Instructions for the task:
Locate and copy all lines bearing the word "styles".
____
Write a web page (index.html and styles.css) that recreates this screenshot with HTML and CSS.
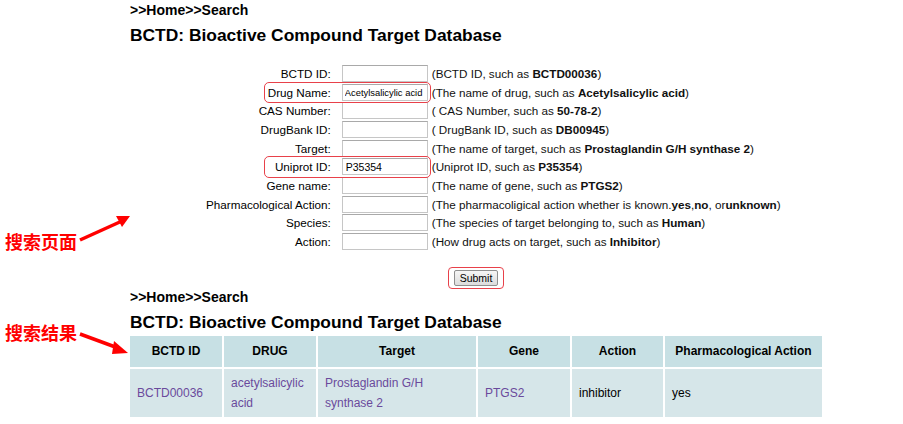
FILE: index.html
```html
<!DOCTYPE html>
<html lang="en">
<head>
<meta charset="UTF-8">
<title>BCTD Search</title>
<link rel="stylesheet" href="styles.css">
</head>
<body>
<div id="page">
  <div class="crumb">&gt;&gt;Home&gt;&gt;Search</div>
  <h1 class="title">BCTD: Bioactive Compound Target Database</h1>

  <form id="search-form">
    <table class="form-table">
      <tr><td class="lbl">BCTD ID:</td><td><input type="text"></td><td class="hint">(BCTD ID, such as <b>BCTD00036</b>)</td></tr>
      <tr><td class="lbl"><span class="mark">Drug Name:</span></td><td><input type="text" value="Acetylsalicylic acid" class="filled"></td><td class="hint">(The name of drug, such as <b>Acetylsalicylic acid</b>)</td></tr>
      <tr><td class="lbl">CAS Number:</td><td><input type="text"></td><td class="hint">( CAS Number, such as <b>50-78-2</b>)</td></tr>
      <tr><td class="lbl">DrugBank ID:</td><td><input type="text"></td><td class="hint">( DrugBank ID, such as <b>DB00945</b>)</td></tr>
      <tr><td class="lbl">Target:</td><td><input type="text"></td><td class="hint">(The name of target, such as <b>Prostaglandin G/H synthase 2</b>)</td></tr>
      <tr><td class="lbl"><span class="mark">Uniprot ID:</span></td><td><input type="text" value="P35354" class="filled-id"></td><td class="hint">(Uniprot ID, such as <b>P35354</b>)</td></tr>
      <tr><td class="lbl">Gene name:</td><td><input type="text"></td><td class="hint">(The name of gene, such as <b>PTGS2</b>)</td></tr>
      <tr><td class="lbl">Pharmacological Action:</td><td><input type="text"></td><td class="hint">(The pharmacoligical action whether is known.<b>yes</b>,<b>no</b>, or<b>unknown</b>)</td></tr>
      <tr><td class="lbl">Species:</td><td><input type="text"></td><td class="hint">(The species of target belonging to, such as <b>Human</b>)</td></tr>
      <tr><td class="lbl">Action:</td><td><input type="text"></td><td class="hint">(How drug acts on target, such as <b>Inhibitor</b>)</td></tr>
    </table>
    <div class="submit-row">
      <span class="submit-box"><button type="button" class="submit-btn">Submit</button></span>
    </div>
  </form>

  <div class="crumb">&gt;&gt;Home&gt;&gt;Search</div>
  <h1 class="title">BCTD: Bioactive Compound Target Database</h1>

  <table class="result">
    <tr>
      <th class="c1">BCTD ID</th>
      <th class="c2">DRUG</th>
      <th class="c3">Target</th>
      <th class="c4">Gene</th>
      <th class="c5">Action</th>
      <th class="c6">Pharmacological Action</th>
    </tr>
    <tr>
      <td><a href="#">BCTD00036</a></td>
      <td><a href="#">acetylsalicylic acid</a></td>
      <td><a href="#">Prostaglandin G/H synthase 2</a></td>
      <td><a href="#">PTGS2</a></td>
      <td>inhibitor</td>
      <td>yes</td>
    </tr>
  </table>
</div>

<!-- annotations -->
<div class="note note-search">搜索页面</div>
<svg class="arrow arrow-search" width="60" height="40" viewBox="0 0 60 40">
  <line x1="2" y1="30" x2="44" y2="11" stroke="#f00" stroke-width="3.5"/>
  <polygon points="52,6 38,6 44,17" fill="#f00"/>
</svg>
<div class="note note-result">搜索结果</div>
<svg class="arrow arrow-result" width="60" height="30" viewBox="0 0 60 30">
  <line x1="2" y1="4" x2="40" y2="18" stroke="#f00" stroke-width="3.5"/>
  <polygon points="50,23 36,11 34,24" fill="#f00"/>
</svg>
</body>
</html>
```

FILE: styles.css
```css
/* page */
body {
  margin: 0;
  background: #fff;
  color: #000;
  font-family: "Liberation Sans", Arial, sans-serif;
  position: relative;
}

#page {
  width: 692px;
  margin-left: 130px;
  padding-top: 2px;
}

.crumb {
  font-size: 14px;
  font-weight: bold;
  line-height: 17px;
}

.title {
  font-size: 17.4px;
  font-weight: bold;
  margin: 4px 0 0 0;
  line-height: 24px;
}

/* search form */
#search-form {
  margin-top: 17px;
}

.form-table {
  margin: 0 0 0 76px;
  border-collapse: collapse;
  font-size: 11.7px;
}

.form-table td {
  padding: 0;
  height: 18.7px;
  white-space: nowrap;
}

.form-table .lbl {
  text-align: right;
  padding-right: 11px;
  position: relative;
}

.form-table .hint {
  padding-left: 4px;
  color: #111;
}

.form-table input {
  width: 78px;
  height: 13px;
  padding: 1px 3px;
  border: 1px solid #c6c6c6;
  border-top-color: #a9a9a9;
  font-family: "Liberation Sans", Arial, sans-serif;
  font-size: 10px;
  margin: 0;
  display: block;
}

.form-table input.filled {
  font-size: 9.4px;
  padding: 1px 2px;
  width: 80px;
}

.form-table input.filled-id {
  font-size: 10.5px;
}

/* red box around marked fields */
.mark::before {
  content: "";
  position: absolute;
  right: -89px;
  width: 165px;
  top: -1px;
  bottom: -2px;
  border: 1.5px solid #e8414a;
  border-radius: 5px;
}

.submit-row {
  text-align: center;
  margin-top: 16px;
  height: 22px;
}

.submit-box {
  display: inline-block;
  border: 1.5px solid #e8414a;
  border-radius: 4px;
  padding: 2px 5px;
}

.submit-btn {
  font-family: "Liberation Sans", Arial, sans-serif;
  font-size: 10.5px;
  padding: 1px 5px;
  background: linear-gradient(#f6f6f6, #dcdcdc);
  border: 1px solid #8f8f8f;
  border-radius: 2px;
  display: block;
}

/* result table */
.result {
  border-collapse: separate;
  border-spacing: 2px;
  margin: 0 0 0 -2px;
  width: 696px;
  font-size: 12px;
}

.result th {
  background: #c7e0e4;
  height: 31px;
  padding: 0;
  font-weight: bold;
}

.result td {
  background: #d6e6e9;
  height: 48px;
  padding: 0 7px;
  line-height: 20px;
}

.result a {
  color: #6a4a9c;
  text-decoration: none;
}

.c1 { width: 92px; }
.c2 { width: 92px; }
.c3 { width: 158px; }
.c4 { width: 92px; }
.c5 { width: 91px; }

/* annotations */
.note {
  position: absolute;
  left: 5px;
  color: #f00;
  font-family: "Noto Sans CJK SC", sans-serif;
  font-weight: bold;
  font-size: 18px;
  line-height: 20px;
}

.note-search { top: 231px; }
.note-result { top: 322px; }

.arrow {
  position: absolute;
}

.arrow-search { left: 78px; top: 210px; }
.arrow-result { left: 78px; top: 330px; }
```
____
The answer:
Write a web page (index.html and styles.css) that recreates this screenshot with HTML and CSS.
<link rel="stylesheet" href="styles.css">
FILE: styles.css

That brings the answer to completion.